Мой возница, тоже из ссыльных, попавший из Курской губернии в Сибирь, как он объяснил, «за то, что любил чужих лошадей», и давно уже имевший право возвратиться в Россию, очень хвалил этих старушек-полек.
– Тихие, аккуратные старушки, – говорил он.
Впоследствии мне часто приходилось встречать поляков, сосланных сюда за польское восстание и оставшихся в Сибири. Большая часть из них занимаются торговлей, ремеслами, содержат кабаки, некоторые находятся на службе. Вообще они как-то лучше русских умеют устраиваться, именно потому, что не брезгуют никакими занятиями.
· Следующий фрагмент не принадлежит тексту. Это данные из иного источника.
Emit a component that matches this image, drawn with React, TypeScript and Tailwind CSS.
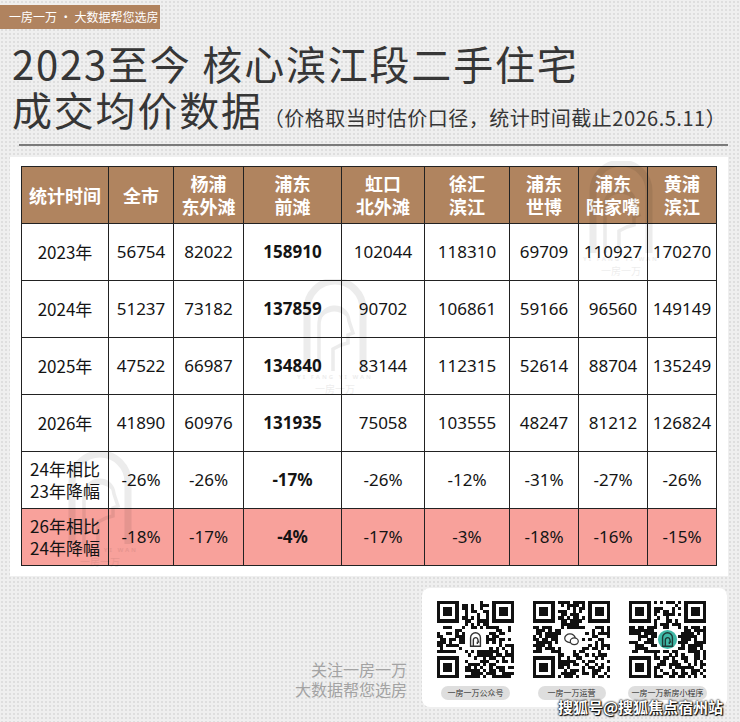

Большинство же остальных ссыльных обречено почти что на нищету. Достать им какие-либо занятия, без помощи администрации, трудно; да и какие занятия могут быть в какой-нибудь сибирской дыре или в якутских улусах [64]? В больших городах, где могли бы найтись занятия, дают их неохотно, боясь, как взглянет на это местная администрация. Правительство выдает в пособие политическим ссыльным по шести рублей [65] на человека и таким образом избавляет многих буквально от голодной смерти.